The key detail people miss: a view registers the moment the Story loads on your screen. You do not have to tap anything, hold anything, or finish watching. If it rendered, you are on the list. That is why the old trick of “just glance at it fast” was always nonsense. Speed has nothing to do with it.
This is also why the smart move with any Snapchat hiccup is working through the app itself rather than reaching for a knockoff. When views or notifications look off, the fix is almost always a settings tweak or a reinstall, which is the angle Android Police covers in its rundown on leaning on Snapchat’s own features instead of third-party apps. The official tools are the only ones that will not quietly cost you your account.
What Snapchat tells the owner: views, screenshots, replays
Here is where the hedging in most articles needs to go. Snapchat does notify on screenshots, and it does it across Snaps, Chats, and Stories. Take a screenshot of someone’s Story while you are watching it and a small double-arrow icon, two overlapping arrows, shows up next to your name in their viewer list. Screenshot a chat and an in-thread note appears. Screenshot a direct snap and the sender gets pinged. Snapchat built this in well over a decade ago, and as Android Authority notes when it covers how Snapchat flags screenshots of a Story, the behavior has been steady ever since.
The one nuance that saves people grief: the alert only fires if you capture while the content is open in the app. Screenshotting later, from a saved file or a memory in your gallery, sends nothing. Snapchat is not scanning your photo roll. It is watching the live view.
Now the myth that powers most of the clickbait. The order of the Story viewer list is not chronological. People read the name at the top as “the first to watch” or “the one who likes you most,” and that reading is wrong. The order leans on interaction patterns, who you engage with most, not the clock. Whoever sits at the top of your list is not secretly stalking you. They are just someone Snapchat’s ranking happens to surface. Cross-platform context helps here too, since screenshot and view detection works a little differently on each app, something Android Police breaks down in its look at how social apps handle screenshot detection.

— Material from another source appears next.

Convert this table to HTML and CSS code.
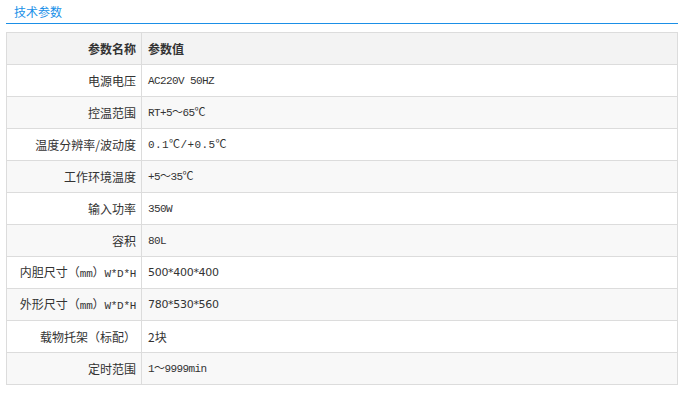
FILE: index.html
```html
<!DOCTYPE html>
<html lang="zh">
<head>
<meta charset="utf-8">
<link rel="stylesheet" href="styles.css">
</head>
<body>
<div class="wrap">
  <div class="tab"><span class="tab-title">技术参数</span></div>
  <table class="params">
    <tr class="head"><th class="k">参数名称</th><th class="v">参数值</th></tr>
    <tr><td class="k">电源电压</td><td class="v mono">AC220V 50HZ</td></tr>
    <tr class="alt"><td class="k">控温范围</td><td class="v mono">RT+5～65℃</td></tr>
    <tr><td class="k">温度分辨率/波动度</td><td class="v mono wide">0.1℃/+0.5℃</td></tr>
    <tr class="alt"><td class="k">工作环境温度</td><td class="v mono">+5～35℃</td></tr>
    <tr><td class="k">输入功率</td><td class="v mono">350W</td></tr>
    <tr class="alt"><td class="k">容积</td><td class="v mono">80L</td></tr>
    <tr><td class="k">内胆尺寸（<span class="mono">mm</span>）<span class="mono">W*D*H</span></td><td class="v sans">500*400*400</td></tr>
    <tr class="alt"><td class="k">外形尺寸（<span class="mono">mm</span>）<span class="mono">W*D*H</span></td><td class="v sans">780*530*560</td></tr>
    <tr><td class="k">载物托架（标配）</td><td class="v">2块</td></tr>
    <tr class="alt"><td class="k">定时范围</td><td class="v mono">1～9999min</td></tr>
  </table>
</div>
</body>
</html>
```
FILE: styles.css
```css
html, body {
  margin: 0;
  padding: 0;
  background: #fff;
}
body {
  font-family: "Noto Sans CJK SC", "Liberation Sans", sans-serif;
  font-size: 12px;
  color: #333;
}
.wrap {
  width: 672px;
  padding: 0 6px;
}
.tab {
  height: 23px;
  border-bottom: 1px solid #1b8fe6;
  padding-left: 8px;
  box-sizing: content-box;
}
.tab-title {
  display: inline-block;
  line-height: 14px;
  padding-top: 5px;
  color: #1890e8;
  font-size: 12px;
}
.params {
  margin-top: 8px;
  width: 672px;
  border-collapse: collapse;
  border: 1px solid #dcdcdc;
  table-layout: fixed;
}
.params th, .params td {
  border: 1px solid #dcdcdc;
  height: 31px;
  padding: 0;
  box-sizing: border-box;
  vertical-align: middle;
  line-height: 14px;
}
.params tr {
  height: 32px;
}
.params .k {
  width: 135px;
  text-align: right;
  padding-right: 5px;
  white-space: nowrap;
}
.params .v {
  text-align: left;
  padding-left: 6px;
}
.params .head {
  background: #f3f3f3;
}
.params .head th {
  font-weight: bold;
  color: #333;
}
.params .alt {
  background: #f8f8f8;
}
.mono {
  font-family: "Liberation Mono", "Noto Sans CJK SC", monospace;
  font-size: 11px;
  letter-spacing: -0.6px;
}
.k .mono {
  letter-spacing: -0.3px;
}
.wide {
  letter-spacing: 0.4px;
}
.sans {
  font-family: "DejaVu Sans", "Liberation Sans", sans-serif;
  font-size: 11px;
  letter-spacing: -0.3px;
}
```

Replays trip people up as well, so it is worth being exact about them:
- Replaying a direct snap notifies the sender. You get one free replay in a 24-hour window, and using it shows the double-arrow on their end.
- Replaying a Story does not notify the owner. You can rewatch a Story as many times as you like inside its 24-hour life without adding a second alert.
- A view is a view, once. Re-opening a Story does not stack up extra entries on the owner’s list; your name is simply already there.
| What you do | Does Snapchat tell the owner? |
|---|---|
| Open someone’s Story | Yes, your name joins the viewer list the moment it loads |
| Screenshot a Story while watching | Yes, a double-arrow icon appears beside your name |
| Screenshot a Story later from your gallery | No, nothing is sent |
| Replay a direct snap | Yes, the sender sees the double-arrow |
| Replay a Story inside its 24 hours | No, rewatching is silent |
The scam economy around silent viewing
Since there is no real stealth mode, an entire cottage industry has grown up pretending to sell one. The apps and sites split neatly into two kinds, and both are built to take something from you rather than give you a feature.
The first kind is the credential trap. It asks you to log in through its page or scan a code, then quietly pockets your username and password or hijacks your session. The second kind leans on unofficial automation that breaks Snapchat’s terms of service, which is a reliable way to get your number swept up in one of Snapchat’s regular ban waves. Either way the promised stealth never materializes. You hand over real access in exchange for a feature that does not exist.
The privacy controls that actually work
If your real concern is your own privacy rather than peeking at someone else’s, Snapchat gives you more leverage than most people use. The point is to shape who can see you in the first place, not to chase a stealth trick that does not exist.
- Tighten your Story audience. The default is Friends only, and you can narrow it further with Close Friends or a custom list so a Story reaches only the people you choose. The public My Story option is opt-in, not the starting point.
- Go private and curate friends. Keeping the account private and reviewing who you accept controls the whole problem upstream.
- Block and report. If someone is a problem, blocking cuts off their access to your Stories and snaps entirely, and reporting flags genuine abuse.
- Review where you are logged in. Snapchat’s Settings expose your login and account activity, so you can spot and remove access you do not recognize.
- Have the real conversation. If this is about a child or a partner, a direct talk does far more than covert surveillance ever will, and it does not blow up trust in the process.
Verdict
You cannot watch someone’s Snapchat Story without your name landing on their viewer list, full stop. The view logs the moment the Story loads, a screenshot taken while you watch raises the double-arrow icon, and a replayed direct snap pings the sender. The one thing Snapchat does not do is order that list by time, so the name at the top is ranking, not a stalker. Every app selling a silent, secret viewer is either harvesting your login or setting you up for a ban. The only privacy that actually holds up is the kind you build in your own settings: a tighter Story audience, a private account, blocking when you need it, and a real conversation when the worry is about someone you care about.
| The myth | What actually happens |
|---|---|
| You can view a Story secretly | Your name joins the viewer list the instant the Story loads |
| Snapchat never tells anyone about screenshots | It flags screenshots on Snaps, Chats, and Stories with a double-arrow icon |
| The top name viewed first or likes you most | The list is ranked by interaction, not by view time |
| Rewatching a Story alerts the owner | Story replays are silent; only direct-snap replays notify |
| A secret-viewer app can do it for you | It harvests your login or gets your account banned |
Methodology: privacy behavior checked against the current production build of Snapchat, with feature paths cross-referenced to Snapchat’s own settings and independent reporting. This guide was rebuilt from its original how-to-view-secretly version into an honest privacy explainer. We do not test surveillance tools.